Data excerpts:
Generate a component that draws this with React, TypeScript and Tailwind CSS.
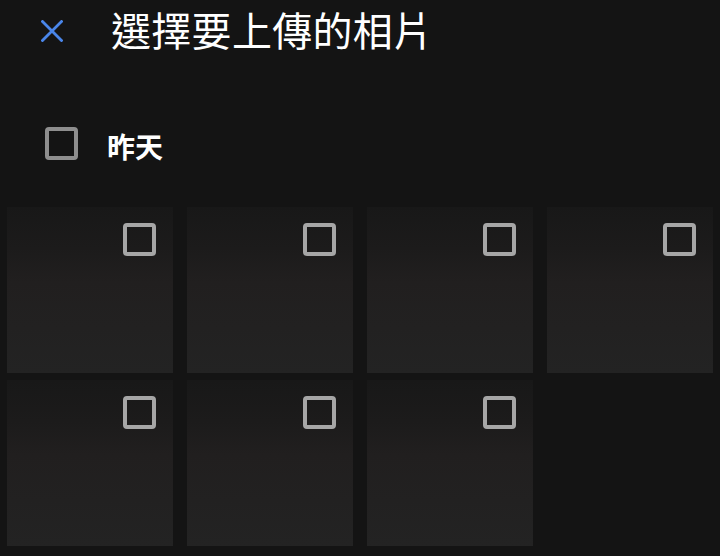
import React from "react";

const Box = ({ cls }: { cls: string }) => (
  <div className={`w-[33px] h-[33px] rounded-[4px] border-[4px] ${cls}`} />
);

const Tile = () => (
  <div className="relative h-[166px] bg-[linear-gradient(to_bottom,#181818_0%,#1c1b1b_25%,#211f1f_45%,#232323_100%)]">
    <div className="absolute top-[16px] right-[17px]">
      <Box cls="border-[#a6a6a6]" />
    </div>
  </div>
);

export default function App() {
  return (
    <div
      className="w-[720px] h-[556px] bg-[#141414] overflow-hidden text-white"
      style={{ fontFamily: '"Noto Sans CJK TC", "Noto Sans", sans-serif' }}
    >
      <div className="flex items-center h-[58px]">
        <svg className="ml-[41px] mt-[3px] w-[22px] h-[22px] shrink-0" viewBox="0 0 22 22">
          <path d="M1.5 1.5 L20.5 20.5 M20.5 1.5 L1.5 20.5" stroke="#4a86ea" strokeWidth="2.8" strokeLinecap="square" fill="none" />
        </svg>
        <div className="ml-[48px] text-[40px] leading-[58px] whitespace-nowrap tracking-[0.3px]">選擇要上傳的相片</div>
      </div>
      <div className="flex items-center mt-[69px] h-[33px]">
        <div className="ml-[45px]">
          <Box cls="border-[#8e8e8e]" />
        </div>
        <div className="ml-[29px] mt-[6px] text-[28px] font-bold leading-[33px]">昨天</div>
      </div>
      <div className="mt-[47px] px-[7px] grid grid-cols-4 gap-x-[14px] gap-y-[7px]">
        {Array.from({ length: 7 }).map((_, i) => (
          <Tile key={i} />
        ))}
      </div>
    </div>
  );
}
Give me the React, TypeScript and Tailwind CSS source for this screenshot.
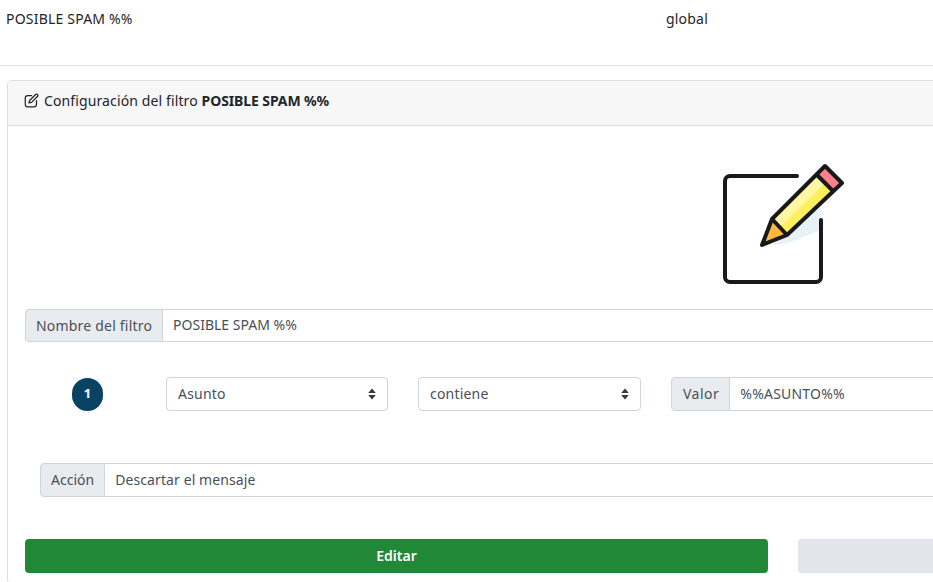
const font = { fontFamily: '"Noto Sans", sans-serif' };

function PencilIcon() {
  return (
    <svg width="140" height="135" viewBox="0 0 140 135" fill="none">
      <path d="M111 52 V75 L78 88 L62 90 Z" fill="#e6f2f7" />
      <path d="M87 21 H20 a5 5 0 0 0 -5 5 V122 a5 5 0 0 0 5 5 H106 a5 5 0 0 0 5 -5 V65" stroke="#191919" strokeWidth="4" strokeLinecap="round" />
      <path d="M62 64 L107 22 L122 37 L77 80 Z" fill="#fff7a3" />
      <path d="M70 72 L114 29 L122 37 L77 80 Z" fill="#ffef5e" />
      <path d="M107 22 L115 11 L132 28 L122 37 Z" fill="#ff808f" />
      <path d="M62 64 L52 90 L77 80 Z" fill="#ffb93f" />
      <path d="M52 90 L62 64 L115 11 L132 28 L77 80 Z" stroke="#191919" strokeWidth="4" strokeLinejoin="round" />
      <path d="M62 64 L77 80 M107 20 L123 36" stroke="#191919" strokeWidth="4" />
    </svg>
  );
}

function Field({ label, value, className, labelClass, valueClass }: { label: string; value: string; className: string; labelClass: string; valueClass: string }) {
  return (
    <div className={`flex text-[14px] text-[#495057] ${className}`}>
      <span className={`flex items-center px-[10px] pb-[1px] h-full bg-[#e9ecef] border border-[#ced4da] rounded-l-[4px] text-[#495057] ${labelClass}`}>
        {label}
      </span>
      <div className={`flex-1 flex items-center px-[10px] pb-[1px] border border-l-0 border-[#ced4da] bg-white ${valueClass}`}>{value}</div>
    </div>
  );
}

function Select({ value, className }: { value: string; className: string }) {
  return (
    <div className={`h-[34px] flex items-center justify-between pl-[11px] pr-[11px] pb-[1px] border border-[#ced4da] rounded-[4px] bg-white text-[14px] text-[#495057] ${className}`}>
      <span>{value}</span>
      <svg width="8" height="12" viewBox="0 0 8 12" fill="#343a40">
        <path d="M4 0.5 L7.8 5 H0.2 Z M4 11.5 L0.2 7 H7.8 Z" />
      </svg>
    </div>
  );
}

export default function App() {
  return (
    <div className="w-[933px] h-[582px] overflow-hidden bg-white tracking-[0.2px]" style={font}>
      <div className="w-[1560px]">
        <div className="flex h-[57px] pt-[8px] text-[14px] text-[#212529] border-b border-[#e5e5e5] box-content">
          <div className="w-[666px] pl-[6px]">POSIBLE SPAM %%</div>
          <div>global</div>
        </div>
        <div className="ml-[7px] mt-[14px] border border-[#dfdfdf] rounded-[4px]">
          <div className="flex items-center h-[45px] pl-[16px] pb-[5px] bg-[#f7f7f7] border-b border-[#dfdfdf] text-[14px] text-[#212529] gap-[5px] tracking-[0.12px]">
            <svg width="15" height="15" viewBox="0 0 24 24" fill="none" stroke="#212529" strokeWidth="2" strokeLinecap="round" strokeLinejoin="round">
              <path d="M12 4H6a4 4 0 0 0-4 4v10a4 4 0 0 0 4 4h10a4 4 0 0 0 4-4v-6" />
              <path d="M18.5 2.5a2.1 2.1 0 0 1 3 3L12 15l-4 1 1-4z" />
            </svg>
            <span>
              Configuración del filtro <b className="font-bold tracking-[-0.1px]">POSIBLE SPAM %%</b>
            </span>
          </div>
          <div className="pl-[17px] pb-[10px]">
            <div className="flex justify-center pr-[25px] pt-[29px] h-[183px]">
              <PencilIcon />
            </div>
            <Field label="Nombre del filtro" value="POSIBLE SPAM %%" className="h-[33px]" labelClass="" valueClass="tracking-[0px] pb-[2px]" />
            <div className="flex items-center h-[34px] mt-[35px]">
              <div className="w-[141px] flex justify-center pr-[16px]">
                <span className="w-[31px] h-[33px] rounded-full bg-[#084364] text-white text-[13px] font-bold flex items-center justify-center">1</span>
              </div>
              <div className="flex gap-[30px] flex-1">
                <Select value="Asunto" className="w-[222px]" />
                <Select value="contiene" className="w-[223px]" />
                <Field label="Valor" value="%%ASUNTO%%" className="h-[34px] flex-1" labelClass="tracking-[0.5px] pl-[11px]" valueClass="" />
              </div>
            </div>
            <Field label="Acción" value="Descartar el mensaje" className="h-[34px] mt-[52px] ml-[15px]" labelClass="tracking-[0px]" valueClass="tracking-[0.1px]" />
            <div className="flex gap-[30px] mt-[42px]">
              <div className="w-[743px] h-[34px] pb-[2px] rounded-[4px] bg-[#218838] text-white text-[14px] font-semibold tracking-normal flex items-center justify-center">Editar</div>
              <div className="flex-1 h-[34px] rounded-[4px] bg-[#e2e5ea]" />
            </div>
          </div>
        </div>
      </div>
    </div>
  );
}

Exercise details:
The records above must be echoed exactly, minus their pictures.

Completed exercise:
Generate a component that draws this with React, TypeScript and Tailwind CSS.
import React from "react";

const Box = ({ cls }: { cls: string }) => (
  <div className={`w-[33px] h-[33px] rounded-[4px] border-[4px] ${cls}`} />
);

const Tile = () => (
  <div className="relative h-[166px] bg-[linear-gradient(to_bottom,#181818_0%,#1c1b1b_25%,#211f1f_45%,#232323_100%)]">
    <div className="absolute top-[16px] right-[17px]">
      <Box cls="border-[#a6a6a6]" />
    </div>
  </div>
);

export default function App() {
  return (
    <div
      className="w-[720px] h-[556px] bg-[#141414] overflow-hidden text-white"
      style={{ fontFamily: '"Noto Sans CJK TC", "Noto Sans", sans-serif' }}
    >
      <div className="flex items-center h-[58px]">
        <svg className="ml-[41px] mt-[3px] w-[22px] h-[22px] shrink-0" viewBox="0 0 22 22">
          <path d="M1.5 1.5 L20.5 20.5 M20.5 1.5 L1.5 20.5" stroke="#4a86ea" strokeWidth="2.8" strokeLinecap="square" fill="none" />
        </svg>
        <div className="ml-[48px] text-[40px] leading-[58px] whitespace-nowrap tracking-[0.3px]">選擇要上傳的相片</div>
      </div>
      <div className="flex items-center mt-[69px] h-[33px]">
        <div className="ml-[45px]">
          <Box cls="border-[#8e8e8e]" />
        </div>
        <div className="ml-[29px] mt-[6px] text-[28px] font-bold leading-[33px]">昨天</div>
      </div>
      <div className="mt-[47px] px-[7px] grid grid-cols-4 gap-x-[14px] gap-y-[7px]">
        {Array.from({ length: 7 }).map((_, i) => (
          <Tile key={i} />
        ))}
      </div>
    </div>
  );
}
Give me the React, TypeScript and Tailwind CSS source for this screenshot.
const font = { fontFamily: '"Noto Sans", sans-serif' };

function PencilIcon() {
  return (
    <svg width="140" height="135" viewBox="0 0 140 135" fill="none">
      <path d="M111 52 V75 L78 88 L62 90 Z" fill="#e6f2f7" />
      <path d="M87 21 H20 a5 5 0 0 0 -5 5 V122 a5 5 0 0 0 5 5 H106 a5 5 0 0 0 5 -5 V65" stroke="#191919" strokeWidth="4" strokeLinecap="round" />
      <path d="M62 64 L107 22 L122 37 L77 80 Z" fill="#fff7a3" />
      <path d="M70 72 L114 29 L122 37 L77 80 Z" fill="#ffef5e" />
      <path d="M107 22 L115 11 L132 28 L122 37 Z" fill="#ff808f" />
      <path d="M62 64 L52 90 L77 80 Z" fill="#ffb93f" />
      <path d="M52 90 L62 64 L115 11 L132 28 L77 80 Z" stroke="#191919" strokeWidth="4" strokeLinejoin="round" />
      <path d="M62 64 L77 80 M107 20 L123 36" stroke="#191919" strokeWidth="4" />
    </svg>
  );
}

function Field({ label, value, className, labelClass, valueClass }: { label: string; value: string; className: string; labelClass: string; valueClass: string }) {
  return (
    <div className={`flex text-[14px] text-[#495057] ${className}`}>
      <span className={`flex items-center px-[10px] pb-[1px] h-full bg-[#e9ecef] border border-[#ced4da] rounded-l-[4px] text-[#495057] ${labelClass}`}>
        {label}
      </span>
      <div className={`flex-1 flex items-center px-[10px] pb-[1px] border border-l-0 border-[#ced4da] bg-white ${valueClass}`}>{value}</div>
    </div>
  );
}

function Select({ value, className }: { value: string; className: string }) {
  return (
    <div className={`h-[34px] flex items-center justify-between pl-[11px] pr-[11px] pb-[1px] border border-[#ced4da] rounded-[4px] bg-white text-[14px] text-[#495057] ${className}`}>
      <span>{value}</span>
      <svg width="8" height="12" viewBox="0 0 8 12" fill="#343a40">
        <path d="M4 0.5 L7.8 5 H0.2 Z M4 11.5 L0.2 7 H7.8 Z" />
      </svg>
    </div>
  );
}

export default function App() {
  return (
    <div className="w-[933px] h-[582px] overflow-hidden bg-white tracking-[0.2px]" style={font}>
      <div className="w-[1560px]">
        <div className="flex h-[57px] pt-[8px] text-[14px] text-[#212529] border-b border-[#e5e5e5] box-content">
          <div className="w-[666px] pl-[6px]">POSIBLE SPAM %%</div>
          <div>global</div>
        </div>
        <div className="ml-[7px] mt-[14px] border border-[#dfdfdf] rounded-[4px]">
          <div className="flex items-center h-[45px] pl-[16px] pb-[5px] bg-[#f7f7f7] border-b border-[#dfdfdf] text-[14px] text-[#212529] gap-[5px] tracking-[0.12px]">
            <svg width="15" height="15" viewBox="0 0 24 24" fill="none" stroke="#212529" strokeWidth="2" strokeLinecap="round" strokeLinejoin="round">
              <path d="M12 4H6a4 4 0 0 0-4 4v10a4 4 0 0 0 4 4h10a4 4 0 0 0 4-4v-6" />
              <path d="M18.5 2.5a2.1 2.1 0 0 1 3 3L12 15l-4 1 1-4z" />
            </svg>
            <span>
              Configuración del filtro <b className="font-bold tracking-[-0.1px]">POSIBLE SPAM %%</b>
            </span>
          </div>
          <div className="pl-[17px] pb-[10px]">
            <div className="flex justify-center pr-[25px] pt-[29px] h-[183px]">
              <PencilIcon />
            </div>
            <Field label="Nombre del filtro" value="POSIBLE SPAM %%" className="h-[33px]" labelClass="" valueClass="tracking-[0px] pb-[2px]" />
            <div className="flex items-center h-[34px] mt-[35px]">
              <div className="w-[141px] flex justify-center pr-[16px]">
                <span className="w-[31px] h-[33px] rounded-full bg-[#084364] text-white text-[13px] font-bold flex items-center justify-center">1</span>
              </div>
              <div className="flex gap-[30px] flex-1">
                <Select value="Asunto" className="w-[222px]" />
                <Select value="contiene" className="w-[223px]" />
                <Field label="Valor" value="%%ASUNTO%%" className="h-[34px] flex-1" labelClass="tracking-[0.5px] pl-[11px]" valueClass="" />
              </div>
            </div>
            <Field label="Acción" value="Descartar el mensaje" className="h-[34px] mt-[52px] ml-[15px]" labelClass="tracking-[0px]" valueClass="tracking-[0.1px]" />
            <div className="flex gap-[30px] mt-[42px]">
              <div className="w-[743px] h-[34px] pb-[2px] rounded-[4px] bg-[#218838] text-white text-[14px] font-semibold tracking-normal flex items-center justify-center">Editar</div>
              <div className="flex-1 h-[34px] rounded-[4px] bg-[#e2e5ea]" />
            </div>
          </div>
        </div>
      </div>
    </div>
  );
}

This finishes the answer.